# SET PROBLEM:
Transcribe the full listing exactly, and drop every picture.

# SUPPLIED MATERIAL:
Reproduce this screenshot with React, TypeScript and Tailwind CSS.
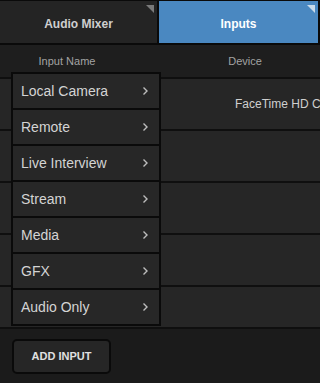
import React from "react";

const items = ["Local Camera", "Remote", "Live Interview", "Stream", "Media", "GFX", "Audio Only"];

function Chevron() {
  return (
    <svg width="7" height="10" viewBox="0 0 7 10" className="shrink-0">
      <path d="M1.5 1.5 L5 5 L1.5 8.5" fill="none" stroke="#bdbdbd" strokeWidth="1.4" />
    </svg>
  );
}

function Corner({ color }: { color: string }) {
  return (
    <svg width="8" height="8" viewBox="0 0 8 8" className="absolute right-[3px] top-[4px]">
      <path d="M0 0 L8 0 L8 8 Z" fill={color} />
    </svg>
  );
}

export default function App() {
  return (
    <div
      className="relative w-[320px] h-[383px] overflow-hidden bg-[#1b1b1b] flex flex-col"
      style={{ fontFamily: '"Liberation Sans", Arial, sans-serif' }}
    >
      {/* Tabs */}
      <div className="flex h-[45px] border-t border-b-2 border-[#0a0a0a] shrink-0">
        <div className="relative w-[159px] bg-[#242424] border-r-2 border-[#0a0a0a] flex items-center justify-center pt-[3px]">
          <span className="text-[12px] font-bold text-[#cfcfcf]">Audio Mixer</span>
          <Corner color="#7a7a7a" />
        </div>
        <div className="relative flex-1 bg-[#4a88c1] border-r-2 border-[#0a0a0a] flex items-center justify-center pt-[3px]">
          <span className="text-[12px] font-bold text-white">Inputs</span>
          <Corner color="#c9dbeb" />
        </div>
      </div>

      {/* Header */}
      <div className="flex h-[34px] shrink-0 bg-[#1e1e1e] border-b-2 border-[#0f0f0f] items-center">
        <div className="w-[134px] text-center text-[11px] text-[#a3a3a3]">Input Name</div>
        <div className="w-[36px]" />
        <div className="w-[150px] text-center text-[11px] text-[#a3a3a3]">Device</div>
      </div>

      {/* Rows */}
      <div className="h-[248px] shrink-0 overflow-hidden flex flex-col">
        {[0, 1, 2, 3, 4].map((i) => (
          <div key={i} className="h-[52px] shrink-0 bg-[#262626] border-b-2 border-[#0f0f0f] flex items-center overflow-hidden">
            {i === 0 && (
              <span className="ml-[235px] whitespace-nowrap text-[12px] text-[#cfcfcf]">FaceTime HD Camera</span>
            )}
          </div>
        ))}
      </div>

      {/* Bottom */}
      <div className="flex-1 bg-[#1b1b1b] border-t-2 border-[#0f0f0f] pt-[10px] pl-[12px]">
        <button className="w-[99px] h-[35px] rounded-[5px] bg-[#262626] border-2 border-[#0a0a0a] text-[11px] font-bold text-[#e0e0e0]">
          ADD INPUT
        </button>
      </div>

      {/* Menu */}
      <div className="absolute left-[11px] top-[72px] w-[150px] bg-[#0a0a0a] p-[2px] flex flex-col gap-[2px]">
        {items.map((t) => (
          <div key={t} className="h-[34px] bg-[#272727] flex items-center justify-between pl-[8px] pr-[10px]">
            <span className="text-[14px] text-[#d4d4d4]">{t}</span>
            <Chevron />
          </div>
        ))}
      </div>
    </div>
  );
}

# EXERCISE ANSWER:
Reproduce this screenshot with React, TypeScript and Tailwind CSS.
import React from "react";

const items = ["Local Camera", "Remote", "Live Interview", "Stream", "Media", "GFX", "Audio Only"];

function Chevron() {
  return (
    <svg width="7" height="10" viewBox="0 0 7 10" className="shrink-0">
      <path d="M1.5 1.5 L5 5 L1.5 8.5" fill="none" stroke="#bdbdbd" strokeWidth="1.4" />
    </svg>
  );
}

function Corner({ color }: { color: string }) {
  return (
    <svg width="8" height="8" viewBox="0 0 8 8" className="absolute right-[3px] top-[4px]">
      <path d="M0 0 L8 0 L8 8 Z" fill={color} />
    </svg>
  );
}

export default function App() {
  return (
    <div
      className="relative w-[320px] h-[383px] overflow-hidden bg-[#1b1b1b] flex flex-col"
      style={{ fontFamily: '"Liberation Sans", Arial, sans-serif' }}
    >
      {/* Tabs */}
      <div className="flex h-[45px] border-t border-b-2 border-[#0a0a0a] shrink-0">
        <div className="relative w-[159px] bg-[#242424] border-r-2 border-[#0a0a0a] flex items-center justify-center pt-[3px]">
          <span className="text-[12px] font-bold text-[#cfcfcf]">Audio Mixer</span>
          <Corner color="#7a7a7a" />
        </div>
        <div className="relative flex-1 bg-[#4a88c1] border-r-2 border-[#0a0a0a] flex items-center justify-center pt-[3px]">
          <span className="text-[12px] font-bold text-white">Inputs</span>
          <Corner color="#c9dbeb" />
        </div>
      </div>

      {/* Header */}
      <div className="flex h-[34px] shrink-0 bg-[#1e1e1e] border-b-2 border-[#0f0f0f] items-center">
        <div className="w-[134px] text-center text-[11px] text-[#a3a3a3]">Input Name</div>
        <div className="w-[36px]" />
        <div className="w-[150px] text-center text-[11px] text-[#a3a3a3]">Device</div>
      </div>

      {/* Rows */}
      <div className="h-[248px] shrink-0 overflow-hidden flex flex-col">
        {[0, 1, 2, 3, 4].map((i) => (
          <div key={i} className="h-[52px] shrink-0 bg-[#262626] border-b-2 border-[#0f0f0f] flex items-center overflow-hidden">
            {i === 0 && (
              <span className="ml-[235px] whitespace-nowrap text-[12px] text-[#cfcfcf]">FaceTime HD Camera</span>
            )}
          </div>
        ))}
      </div>

      {/* Bottom */}
      <div className="flex-1 bg-[#1b1b1b] border-t-2 border-[#0f0f0f] pt-[10px] pl-[12px]">
        <button className="w-[99px] h-[35px] rounded-[5px] bg-[#262626] border-2 border-[#0a0a0a] text-[11px] font-bold text-[#e0e0e0]">
          ADD INPUT
        </button>
      </div>

      {/* Menu */}
      <div className="absolute left-[11px] top-[72px] w-[150px] bg-[#0a0a0a] p-[2px] flex flex-col gap-[2px]">
        {items.map((t) => (
          <div key={t} className="h-[34px] bg-[#272727] flex items-center justify-between pl-[8px] pr-[10px]">
            <span className="text-[14px] text-[#d4d4d4]">{t}</span>
            <Chevron />
          </div>
        ))}
      </div>
    </div>
  );
}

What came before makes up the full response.